Is it fair to assess something as a personal response if the cultures and traditions of the workplace are actually reinforcing that belief? That said, imposter syndrome is not restricted to any one group of people and, as we have already recognised, is a board-level issue as much, and possibly more than anywhere else. Something that is reported on that scale clearly needs to be addressed.

The first thing to do to combat the effects of this sabotaging feeling that there is an imposter within is to bring it into focus.
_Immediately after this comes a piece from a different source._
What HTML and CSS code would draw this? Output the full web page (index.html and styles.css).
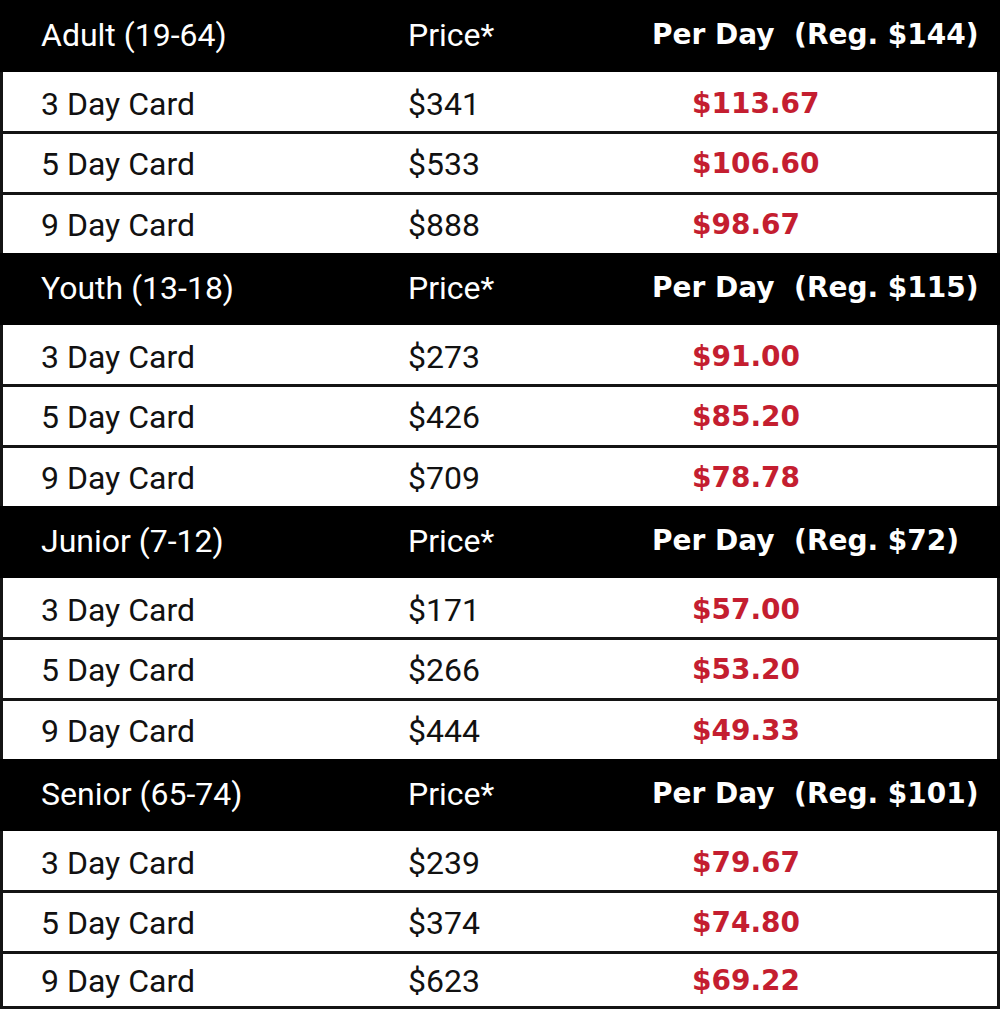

That means recognising that:

  • Imposter syndrome is a real thing that needs to be dealt with
  • It potentially affects everyone and anyone
  • It is prevalent and very common amongst C-Suite executives
  • There is no weakness in recognising these feelings
  • Focusing in on facts is important and can be supportive
  • Success needs to be recognised and celebrated by individuals
  • It is important to eradicate attitudes that skew your opinion of yourself
  • There is a difference between humility and fear of success
  • Luck happens, but it is not the only driver of success

This could mean putting practical steps in place such as:

  • Ensuring C-suite execs have a forum to discuss their feelings in context
  • Issuing guidelines about language choices that reinforce feelings of self-doubt
  • Less emphasis being placed on perfection and more on achievement
  • Methods of tracking success and recognition of reasonable set goals
  • Awareness training in how to accept praise, success and how to give the same to others.
  • Personal training in recognising the effects of imposter syndrome and its relationship to stress, burnout, and other mental wellness issues.

Imposter syndrome often does need to be addressed in the boardroom. Hesitance and self-doubt are, of course, destructive in themselves; however, there is an additional dimension relating to the mental wellness of those sitting around the table. The boardroom can be a lonely place, but one key element of dealing with the negative emotions and attitudes of imposter syndrome is sharing them. The traditional attitude of ‘just shaking off the doubt and carrying on’ could well be a barrier to this. It may even require a fundamental shift in mindset to begin the process. However, reduced incidence of burnout and other stress-related problems alone will make it worthwhile in the long term.

While it may not be possible to totally eradicate imposter syndrome at the top level of management, recognising it thrives in a high-pressure environment can be the start of a journey to alleviate its negative effects.